Online civil rights campaigners criticise Apple
US online civil rights organisation the Electronic Frontier Foundation (EFF) has strongly criticised the computer and entertainment electronics company Apple for closing down an open source project using a cease and desist notice under the US DMCA copyright act. The iPodhash project has been trying for several months to circumvent the hashing mechanism with which Apple protects the iTunesDB file on the iPod classic, iPhone and iPod touch. The cryptographic technology ensures that Apple's music players can only properly communicate with the associated iTunes software, and not with competitor applications such as Songbird which in addition to Windows and Mac OS X also run under Linux.
The iPodhash authors want to investigate and eventually circumvent this mechanism using reverse engineering. For Apple, this is an attack on its FairPlay DRM software, which is used to protect music, videos and applications on the iPod and iPhone from use which is not licensed by Apple. The EFF takes a somewhat different view. In his blog, Fred von Lohmann, in-house counsel at the online rights organisation, writes that Apple "doesn't have a DMCA leg to stand on," and states that iPodhash is not about circumventing copyright protection to produce pirated material, but solely about access to the iPod database. In addition, he notes that the iTunesDB file is not itself protected and that the hashing mechanism's only purpose is to ensure that only Apple can write to the file. This "cannot qualify as access controls protected by... the DMCA," he continues.
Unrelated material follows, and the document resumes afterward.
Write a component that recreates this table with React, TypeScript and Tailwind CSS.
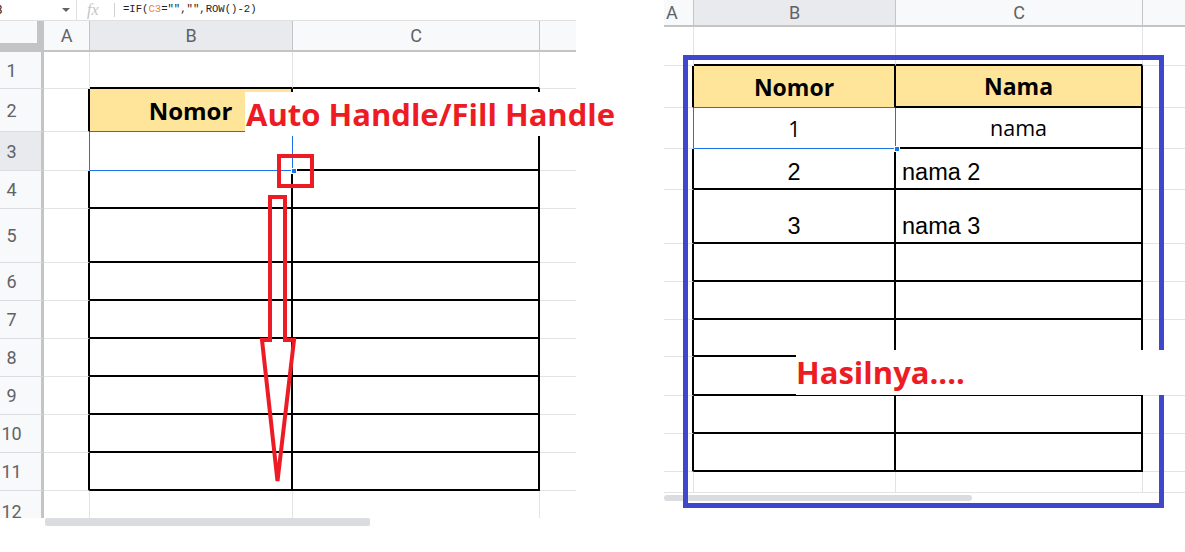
import React from "react";

type Kind = "g" | "k" | "b" | "n";

const rightCls = (k: Kind) =>
  k === "g"
    ? "border-r border-r-[#e2e3e3]"
    : k === "k"
    ? "border-r-2 border-r-black"
    : k === "b"
    ? "border-r border-r-[#1a73e8]"
    : "";
const bottomCls = (k: Kind) =>
  k === "g"
    ? "border-b border-b-[#e2e3e3]"
    : k === "k"
    ? "border-b-2 border-b-black"
    : k === "b"
    ? "border-b border-b-[#1a73e8]"
    : "";

function tableR(r: number, c: number): Kind {
  const inT = r >= 2 && r <= 11;
  if (c === 0) return inT ? (r === 3 ? "b" : "k") : "g";
  if (c === 1) return inT ? (r === 3 ? "b" : "k") : "g";
  if (c === 2) return inT ? "k" : "g";
  return "n";
}
function tableB(r: number, c: number): Kind {
  if (r === 12) return "n";
  if (c === 1) {
    if (r === 1) return "k";
    if (r === 2 || r === 3) return "b";
    if (r <= 11) return "k";
    return "g";
  }
  if (c === 2) {
    if (r <= 11) return "k";
    return "g";
  }
  return "g";
}

const ROWS = [1, 2, 3, 4, 5, 6, 7, 8, 9, 10, 11, 12];

const Caret = () => (
  <svg width="8" height="4" viewBox="0 0 8 4">
    <polygon points="0,0 8,0 4,4" fill="#5f6368" />
  </svg>
);

function LeftSheet() {
  return (
    <div className="w-[576px] shrink-0 flex flex-col">
      {/* formula bar */}
      <div className="h-[21px] flex items-stretch border-b border-b-[#e0e0e0] font-['Roboto',sans-serif]">
        <div className="w-[76px] flex items-center justify-between pr-[6px] overflow-hidden">
          <span className="-ml-[12px] text-[12px] text-[#222]">C3</span>
          <Caret />
        </div>
        <div className="w-px bg-[#e0e0e0]" />
        <div className="w-[37px] flex items-center pl-[10px]">
          <span className="font-['Liberation_Serif',serif] italic text-[16px] text-[#c4c4c4] leading-none">
            fx
          </span>
        </div>
        <div className="w-px my-[3px] bg-[#d0d0d0]" />
        <div className="flex items-center pl-[8px] font-['Liberation_Mono',monospace] text-[10.6px] text-[#222] whitespace-pre">
          <span>=IF(</span>
          <span className="text-[#f4811f]">C3</span>
          <span>="","",ROW()-2)</span>
        </div>
      </div>
      {/* grid */}
      <div className="grid grid-cols-[44px_46px_203px_247px_36px] grid-rows-[31px_37px_43px_39px_38px_54px_38px_38px_38px_38px_38px_38px_27px] font-['Roboto',sans-serif]">
        <div className="bg-[#f8f9fa] border-r-[7px] border-b-[9px] border-[#c4c4c4]" />
        {["A", "B", "C", ""].map((h, i) => (
          <div
            key={"h" + i}
            className={
              "flex items-center justify-center text-[18px] text-[#5f6368] border-b-2 border-b-[#c4c4c4] " +
              (i < 3 ? "border-r border-r-[#c4c4c4] " : "") +
              (i === 1 ? "bg-[#e8eaed]" : "bg-[#f8f9fa]")
            }
          >
            {h}
          </div>
        ))}
        {ROWS.map((r) => (
          <React.Fragment key={"r" + r}>
            <div
              className={
                "flex justify-center pr-[18px] text-[18px] text-[#5f6368] border-r-[3px] border-r-[#c4c4c4] overflow-hidden " +
                (r === 12 ? "items-start pt-[7px] " : "items-center border-b border-b-[#dadce0] ") +
                (r === 3 ? "bg-[#e8eaed]" : "bg-[#f8f9fa]")
              }
            >
              {r}
            </div>
            {[0, 1, 2, 3].map((c) => (
              <div
                key={"c" + r + c}
                className={
                  rightCls(tableR(r, c)) +
                  " " +
                  bottomCls(tableB(r, c)) +
                  (r === 2 && c === 1
                    ? " bg-[#ffe599] flex items-end justify-center pb-[4px] font-['Open_Sans',sans-serif] font-bold text-[24px] text-black leading-[32px]"
                    : "")
                }
              >
                {r === 2 && c === 1 ? "Nomor" : null}
              </div>
            ))}
          </React.Fragment>
        ))}
      </div>
      <div className="flex h-[8px]">
        <div className="w-[45px]" />
        <div className="w-[325px] h-[8px] bg-[#dadce0] rounded-[2px]" />
      </div>
    </div>
  );
}

function rightContent(r: number, c: number): React.ReactNode {
  if (r === 2 && (c === 1 || c === 2))
    return (
      <div className="h-full bg-[#ffe599] flex items-end justify-center pb-[4px] font-['Open_Sans',sans-serif] font-bold text-[23px] leading-[31px] text-black">
        {c === 1 ? "Nomor" : "Nama"}
      </div>
    );
  if (r === 3 && (c === 1 || c === 2))
    return (
      <div className="h-full flex items-end justify-center pb-[5px] font-['Open_Sans',sans-serif] text-[21.5px] leading-[28px] text-black">
        {c === 1 ? "1" : "nama"}
      </div>
    );
  if ((r === 4 || r === 5) && c === 1)
    return (
      <div className="h-full flex items-end justify-center pb-[3px] font-['Liberation_Sans',Arial,sans-serif] text-[23.5px] leading-[26px] text-black">
        {r === 4 ? "2" : "3"}
      </div>
    );
  if ((r === 4 || r === 5) && c === 2)
    return (
      <div className="h-full flex items-end justify-start pl-[6px] pb-[3px] font-['Liberation_Sans',Arial,sans-serif] text-[23.5px] leading-[26px] text-black">
        {r === 4 ? "nama 2" : "nama 3"}
      </div>
    );
  return null;
}

function RightSheet() {
  return (
    <div className="w-[521px] shrink-0 flex flex-col">
      <div className="grid grid-cols-[30px_202px_247px_42px] grid-rows-[27px_39px_42px_41px_41px_54px_38px_38px_37px_39px_38px_38px_21px] font-['Roboto',sans-serif]">
        {["A", "B", "C", ""].map((h, i) => (
          <div
            key={"h" + i}
            className={
              "flex items-center text-[18px] text-[#5f6368] border-b-2 border-b-[#c4c4c4] " +
              (i === 0 ? "justify-start pl-[2px] " : "justify-center ") +
              (i < 3 ? "border-r border-r-[#c4c4c4] " : "") +
              (i === 1 ? "bg-[#e8eaed]" : "bg-[#f8f9fa]")
            }
          >
            {h}
          </div>
        ))}
        {ROWS.map((r) => (
          <React.Fragment key={"r" + r}>
            {[0, 1, 2, 3].map((c) => (
              <div
                key={"c" + r + c}
                className={rightCls(tableR(r, c)) + " " + bottomCls(r === 12 ? "g" : tableB(r, c))}
              >
                {rightContent(r, c)}
              </div>
            ))}
          </React.Fragment>
        ))}
      </div>
      <div className="h-[2px]" />
      <div className="w-[308px] h-[6px] bg-[#dadce0] rounded-full" />
    </div>
  );
}

export default function App() {
  return (
    <div className="relative w-[1185px] h-[552px] bg-white overflow-hidden flex">
      <LeftSheet />
      <div className="w-[88px] shrink-0" />
      <RightSheet />

      {/* fill handles */}
      <div className="absolute left-[291px] top-[168px] w-[6px] h-[6px] bg-[#1a73e8] border border-white" />
      <div className="absolute left-[894px] top-[146px] w-[6px] h-[6px] bg-[#1a73e8] border border-white" />

      {/* annotations left */}
      <div className="absolute left-[245px] top-[92px] w-[372px] h-[44px] bg-white flex items-center pl-[1px] font-['Open_Sans',sans-serif] font-bold text-[31px] text-[#ed1c24] whitespace-nowrap">
        Auto Handle/Fill Handle
      </div>
      <div className="absolute left-[277px] top-[154px] w-[37px] h-[34px] border-4 border-[#ed1c24]" />
      <svg
        className="absolute left-[255px] top-[190px]"
        width="50"
        height="300"
        viewBox="0 0 50 300"
      >
        <path
          d="M15,7 H30 V150 H39 L22.5,291 L7,150 H15 Z"
          fill="none"
          stroke="#ed1c24"
          strokeWidth="4"
          strokeLinejoin="miter"
        />
      </svg>

      {/* annotations right */}
      <div className="absolute left-[683px] top-[55px] w-[481px] h-[453px] border-[5px] border-[#3f48cc]" />
      <div className="absolute left-[796px] top-[350px] w-[389px] h-[45px] bg-white flex items-center font-['Open_Sans',sans-serif] font-bold text-[31px] text-[#ed1c24] whitespace-nowrap">
        Hasilnya....
      </div>
    </div>
  );
}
Von Lohmann notes that under the copyright act, which was introduced under the Clinton administration, reverse engineering of the type used by iPodhash for the purpose of ensuring interoperability is very much permissible.
Apple's hashing mechanism has already been cracked on a number of occasions – the first version in less than 36 hours. However, the iPodhash project has not yet succeeded in doing this, for which reason the EFF is even less able to understand the cease and desist notice. Following the DMCA notice, a page explaining the hashing mechanism has for the time being been removed from the iPodhash project wiki. The EFF now plans to assist the website owners in getting it back online.